* [RECORDS SHOWN]
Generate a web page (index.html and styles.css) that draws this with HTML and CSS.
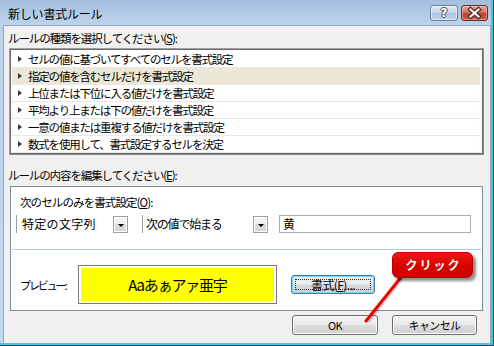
FILE: index.html
```html
<!DOCTYPE html>
<html lang="ja">
<head>
<meta charset="utf-8">
<title>新しい書式ルール</title>
<link rel="stylesheet" href="styles.css">
</head>
<body>
<div class="window">
  <div class="titlebar">
    <span class="title">新しい書式ルール</span>
    <div class="tb-buttons">
      <span class="tb-help">?</span>
      <span class="tb-close">
        <svg width="27" height="16" viewBox="0 0 27 16">
          <path d="M9.5 4.5 L17.5 11.5 M17.5 4.5 L9.5 11.5" stroke="#4a2a26" stroke-width="4.5" stroke-linecap="square" fill="none"/>
          <path d="M9.5 4.5 L17.5 11.5 M17.5 4.5 L9.5 11.5" stroke="#ffffff" stroke-width="2.2" stroke-linecap="square" fill="none"/>
        </svg>
      </span>
    </div>
  </div>
  <div class="client">
    <div class="label l1">ルールの種類を選択してください(<u>S</u>):</div>
    <div class="listbox">
      <div class="row"><span class="tri"></span>セルの値に基づいてすべてのセルを書式設定</div>
      <div class="row sel"><span class="tri"></span>指定の値を含むセルだけを書式設定</div>
      <div class="row"><span class="tri"></span>上位または下位に入る値だけを書式設定</div>
      <div class="row"><span class="tri"></span>平均より上または下の値だけを書式設定</div>
      <div class="row"><span class="tri"></span>一意の値または重複する値だけを書式設定</div>
      <div class="row"><span class="tri"></span>数式を使用して、書式設定するセルを決定</div>
    </div>
    <div class="label l2">ルールの内容を編集してください(<u>E</u>):</div>
    <div class="group">
      <div class="g-label">次のセルのみを書式設定(<u>O</u>):</div>
      <div class="controls">
        <div class="combo c1"><span class="combo-text">特定の文字列</span><span class="dd"><span class="dd-arrow"></span></span></div>
        <div class="combo c2"><span class="combo-text">次の値で始まる</span><span class="dd"><span class="dd-arrow"></span></span></div>
        <div class="textbox">黄</div>
      </div>
      <div class="sep"></div>
      <div class="preview-row">
        <span class="p-label">プレビュー:</span>
        <div class="preview-box"><div class="preview-inner">Aaあぁアァ亜宇</div></div>
        <button class="btn btn-format">書式(<u>F</u>)...</button>
      </div>
    </div>
    <div class="dialog-buttons">
      <button class="btn btn-ok">OK</button>
      <button class="btn btn-cancel">キャンセル</button>
    </div>
  </div>
  <svg class="pointer" width="494" height="346" viewBox="0 0 494 346">
    <line x1="404" y1="276" x2="368" y2="322" stroke="rgba(0,0,0,0.18)" stroke-width="3"/>
    <line x1="402" y1="276" x2="366" y2="321" stroke="#f20000" stroke-width="3" stroke-linecap="round"/>
  </svg>
  <div class="callout">クリック</div>
</div>
</body>
</html>
```

FILE: styles.css
```css
* { box-sizing: border-box; }
html, body {
  margin: 0;
  padding: 0;
  background: #ffffff;
}
body {
  font-family: "Noto Sans CJK JP", "Noto Sans", sans-serif;
  font-size: 11.5px;
  color: #000;
}
.window {
  position: relative;
  width: 494px;
  height: 346px;
  background: linear-gradient(#a3bedd 0px, #bcd3eb 24px, #c2d8ee 100%);
  box-shadow: inset -1px -1px 0 #34414f, inset -3px -3px 0 #45c3ee;
  display: flex;
  flex-direction: column;
}
.titlebar {
  height: 25px;
  display: flex;
  justify-content: space-between;
  align-items: flex-start;
  padding-left: 8px;
  padding-right: 6px;
}
.title {
  margin-top: 6px;
  font-size: 12px;
  line-height: 16px;
  letter-spacing: -0.2px;
  color: #000;
}
.tb-buttons {
  display: flex;
  gap: 3px;
  margin-top: 5px;
}
.tb-help {
  width: 28px;
  height: 16px;
  border: 1px solid #6b7f9c;
  border-radius: 3px;
  background: linear-gradient(#e2ebf6 0%, #c6d7ec 45%, #aec4e1 55%, #bcd1ea 100%);
  box-shadow: inset 0 0 0 1px rgba(255,255,255,0.55);
  color: #ffffff;
  font-family: "DejaVu Sans", sans-serif;
  font-weight: bold;
  font-size: 12px;
  line-height: 14px;
  text-align: center;
  text-shadow: -1px 0 #4c5560, 1px 0 #4c5560, 0 -1px #4c5560, 0 1px #4c5560;
}
.tb-close {
  width: 27px;
  height: 16px;
  border: 1px solid #6e2a22;
  border-radius: 3px;
  background: linear-gradient(#e8a79c 0%, #d5705f 45%, #c23d2c 55%, #d2604a 100%);
  box-shadow: inset 0 0 0 1px rgba(255,220,210,0.45);
  display: flex;
  align-items: center;
  justify-content: center;
  overflow: hidden;
}
.tb-close svg { display: block; margin: -1px; }
.client {
  margin: 0 3px 3px 3px;
  height: 318px;
  background: #f0f0f0;
  border: 1px solid #93a8c0;
  border-bottom: none;
  padding: 0 6px 0 5px;
  display: flex;
  flex-direction: column;
}
.label {
  height: 14px;
  line-height: 14px;
  margin-left: -1px;
  letter-spacing: -1.1px;
  white-space: nowrap;
}
.label u, .g-label u, .btn u { text-decoration: underline; text-underline-offset: 1px; }
.l1 { margin-top: 5px; }
.l2 { margin-top: 13px; }
.listbox {
  margin-top: 3px;
  height: 107px;
  border: 1px solid #a0a0a0;
  border-right-color: #8a8a8a;
  border-bottom-color: #8a8a8a;
  box-shadow: inset 1px 1px 0 #6a6a6a, inset -1px -1px 0 #6a6a6a;
  background: #ffffff;
  padding: 2px 2px 0 2px;
}
.row {
  height: 17px;
  border-bottom: 1px solid #e8e8e8;
  display: flex;
  align-items: center;
  padding-left: 6px;
  margin-right: 1px;
  letter-spacing: -1.2px;
  white-space: nowrap;
  line-height: 16px;
}
.row.sel {
  background: #ebe8d7;
}
.tri {
  width: 0;
  height: 0;
  border-left: 4px solid #3a3a3a;
  border-top: 3px solid transparent;
  border-bottom: 3px solid transparent;
  margin-right: 6px;
  flex: none;
}
.group {
  margin: 4px 1px 0 1px;
  border: 1px solid #838a93;
  background: #ffffff;
  padding: 0 0 6px 0;
}
.g-label {
  margin-top: 8px;
  padding-left: 9px;
  height: 14px;
  line-height: 14px;
  letter-spacing: -0.9px;
  white-space: nowrap;
}
.controls {
  margin-top: 6px;
  padding-left: 5px;
  display: flex;
  height: 18px;
}
.combo {
  display: flex;
  align-items: center;
  height: 18px;
  border-left: 1px solid #9c9c9c;
  background: #ffffff;
}
.combo-text {
  flex: 1;
  font-size: 12px;
  line-height: 16px;
  white-space: nowrap;
}
.c1 { width: 112px; }
.c1 .combo-text { padding-left: 5px; letter-spacing: 0.3px; }
.c2 { width: 126px; margin-left: 14px; }
.c2 .combo-text { padding-left: 3px; letter-spacing: -1.2px; }
.dd {
  width: 15px;
  height: 17px;
  border: 1px solid #9f9f9f;
  box-shadow: inset 0 0 0 1px #ffffff;
  background: linear-gradient(#f4f4f4 0%, #eeeeee 50%, #dddddd 50%, #d3d3d3 100%);
  display: flex;
  align-items: center;
  justify-content: center;
  flex: none;
}
.dd-arrow {
  width: 0;
  height: 0;
  border-top: 3px solid #000;
  border-left: 3px solid transparent;
  border-right: 3px solid transparent;
  margin-top: 2px;
}
.textbox {
  margin-left: 11px;
  width: 192px;
  height: 18px;
  border: 1px solid #abadb3;
  padding-left: 3px;
  font-size: 12px;
  line-height: 16px;
}
.sep {
  margin: 16px 1px 0 1px;
  height: 1px;
  background: #a9cdea;
}
.preview-row {
  margin-top: 15px;
  height: 39px;
  display: flex;
  align-items: center;
  padding-left: 9px;
}
.p-label {
  width: 58px;
  font-size: 11px;
  letter-spacing: -2.1px;
  white-space: nowrap;
}
.preview-box {
  width: 199px;
  height: 39px;
  border: 1px solid #7a7a7a;
  padding: 2px;
  background: #ffffff;
}
.preview-inner {
  height: 100%;
  background: #ffff00;
  display: flex;
  align-items: center;
  justify-content: center;
  font-size: 15px;
  letter-spacing: -1.2px;
  white-space: nowrap;
}
.btn {
  font-family: "Noto Sans CJK JP", "Noto Sans", sans-serif;
  font-size: 11px;
  letter-spacing: -0.6px;
  color: #000;
  padding: 0;
  height: 20px;
  line-height: 16px;
  border: 1px solid #707070;
  border-radius: 3px;
  background: linear-gradient(#f3f3f3 0%, #ebebeb 48%, #dddddd 52%, #cfcfcf 100%);
  box-shadow: inset 0 0 0 1px #fbfbfb;
  position: relative;
}
.btn-format {
  margin-left: 14px;
  width: 84px;
  height: 19px;
  font-size: 12px;
  border-color: #3c7fb1;
  box-shadow: inset 0 0 0 1px #78d7f8;
  background: linear-gradient(#f0f4f7 0%, #e6ebee 48%, #d6dadd 52%, #cbd0d3 100%);
}
.btn-format::after {
  content: "";
  position: absolute;
  left: 3px;
  right: 3px;
  top: 3px;
  bottom: 3px;
  border: 1px dotted #303030;
}
.dialog-buttons {
  margin-top: 4px;
  display: flex;
  justify-content: flex-end;
  gap: 14px;
  padding-right: 7px;
}
.btn-ok { width: 86px; }
.btn-cancel { width: 85px; }
.pointer {
  position: absolute;
  left: 0;
  top: 0;
  pointer-events: none;
}
.callout {
  position: absolute;
  left: 392px;
  top: 252px;
  width: 81px;
  height: 26px;
  border-radius: 6px;
  border: 1px solid #b80000;
  background: linear-gradient(#f01818 0%, #dd0000 50%, #cc0000 100%);
  box-shadow: 3px 3px 3px rgba(0,0,0,0.45);
  color: #ffffff;
  font-weight: bold;
  font-size: 12px;
  letter-spacing: 2px;
  line-height: 24px;
  text-align: center;
  padding-left: 2px;
}
```
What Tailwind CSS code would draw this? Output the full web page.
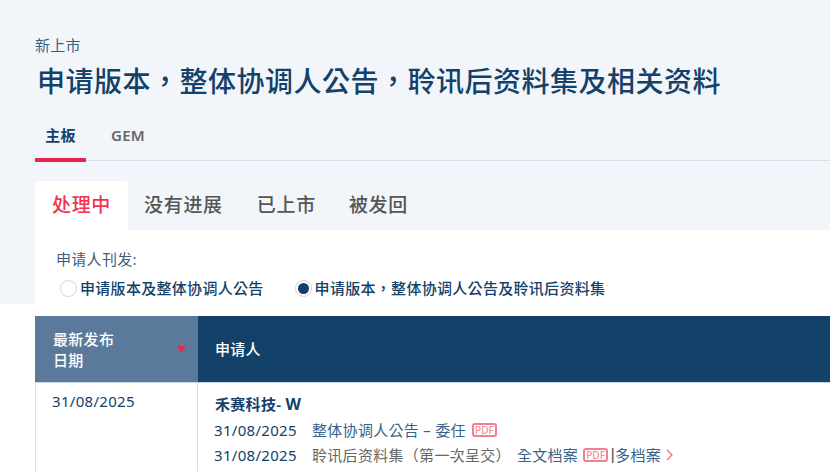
<!DOCTYPE html>
<html lang="zh-TW"><head><meta charset="utf-8">
<script src="https://cdn.jsdelivr.net/npm/@tailwindcss/browser@4"></script>
</head>
<body class="bg-white overflow-hidden font-['Noto_Sans','Noto_Sans_CJK_TC',sans-serif]">
<div class="h-[471px] w-[830px] overflow-hidden tracking-[0.3px]">
  <div class="h-[304px] bg-[#f2f6fa] pl-[35px] flex flex-col">
    <div class="pt-[35px] text-[15px] leading-[20px] text-[#3d5f7f]">新上市</div>
    <h1 class="mt-[4px] pl-[2px] text-[28px] tracking-[0.5px] leading-[44px] font-medium text-[#134169] whitespace-nowrap">申请版本，整体协调人公告，聆讯后资料集及相关资料</h1>
    <div class="mt-[17px] flex h-[41px] border-b border-[#d3dfeb] text-[15px] font-semibold">
      <div class="w-[51px] h-[42px] border-b-[4px] border-[#e8264a] text-center leading-[30px] text-[#134169]">主板</div>
      <div class="ml-[25px] leading-[30px] text-[#666]">GEM</div>
    </div>
    <div class="mt-[20px] flex h-[49px] text-[19px] tracking-[0.7px] font-medium text-[#555] whitespace-nowrap">
      <div class="w-[93px] bg-white rounded-t-[4px] text-center leading-[49px] text-[#f5304f]">处理中</div>
      <div class="ml-[16px] leading-[49px]">没有进展</div>
      <div class="ml-[34px] leading-[49px]">已上市</div>
      <div class="ml-[33px] leading-[49px]">被发回</div>
    </div>
    <div class="flex-1 bg-white pl-[21px] pt-[19px]">
      <div class="text-[15px] leading-[20px] text-[#3d5f7f]">申请人刊发:</div>
      <div class="mt-[9px] flex items-center text-[15px] font-medium leading-[20px] text-[#134169] whitespace-nowrap">
        <span class="ml-[4px] size-[17px] rounded-full border border-[#d4d4d4] bg-white"></span>
        <span class="ml-[3px]">申请版本及整体协调人公告</span>
        <span class="ml-[31px] size-[17px] rounded-full border border-[#d4d4d4] bg-white flex items-center justify-center"><span class="size-[11px] rounded-full bg-[#134169]"></span></span>
        <span class="ml-[3px]">申请版本，整体协调人公告及聆讯后资料集</span>
      </div>
    </div>
  </div>
  <div class="pl-[35px] pt-[12px]">
    <div class="flex h-[67px] border-b border-[#c6d4e2] text-[15px] font-medium text-white">
      <div class="w-[163px] bg-[#5b7a9b] pl-[18px] pt-[1px] flex items-center relative leading-[21px]">
        <div>最新发布<br>日期</div>
        <svg class="absolute left-[142px] top-[30px]" width="9" height="7" viewBox="0 0 9 7"><path d="M0 0H9L4.500 7Z" fill="#e8264a"/></svg>
      </div>
      <div class="flex-1 bg-[#134169] pl-[17px] pt-[1px] flex items-center">申请人</div>
    </div>
    <div class="flex h-[100px] border-l border-[#d3dfeb] text-[15px]">
      <div class="w-[162px] pl-[16px] pt-[8px] leading-[20px] text-[#134169] border-r border-[#d3dfeb]">31/08/2025</div>
      <div class="pl-[16px] pt-[11px] text-[#134169] whitespace-nowrap">
        <div class="pl-[1px] font-semibold leading-[20px]">禾赛科技- <span class="font-bold text-[16px]">W</span></div>
        <div class="mt-[6px] flex items-center leading-[20px]">
          <span class="w-[98px]">31/08/2025</span>
          <span class="text-[#3a6288]">整体协调人公告 – 委任</span>
          <span class="ml-[6px] w-[25px] h-[14px] rounded-[3px] border-2 border-[#f2808f] text-[10px] font-medium tracking-normal leading-[10px] text-center text-[#f58c9c]">PDF</span>
        </div>
        <div class="mt-[5px] flex items-center leading-[20px]">
          <span class="w-[98px]">31/08/2025</span>
          <span class="text-[#666]">聆讯后资料集（第一次呈交）</span>
          <span class="ml-[6px] text-[#3a6288]">全文档案</span>
          <span class="ml-[5px] w-[25px] h-[14px] rounded-[3px] border-2 border-[#f2808f] text-[10px] font-medium tracking-normal leading-[10px] text-center text-[#f58c9c]">PDF</span>
          <span class="ml-[2px] w-[5px] text-center text-[#555] text-[17px] tracking-normal leading-[20px] font-['Liberation_Sans',sans-serif]">|</span>
          <span class="text-[#3a6288]">多档案</span>
          <svg class="ml-[5px]" width="7" height="12" viewBox="0 0 7 12"><path d="M1 1L6 6L1 11" fill="none" stroke="#f2697f" stroke-width="1.200"/></svg>
        </div>
      </div>
    </div>
  </div>
</div>
</body></html>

* [WHAT YOU HAVE TO DO] Check every line of the data, and copy the ones that contain "this".

* [EXERCISE RESPONSE]
Generate a web page (index.html and styles.css) that draws this with HTML and CSS.
What Tailwind CSS code would draw this? Output the full web page.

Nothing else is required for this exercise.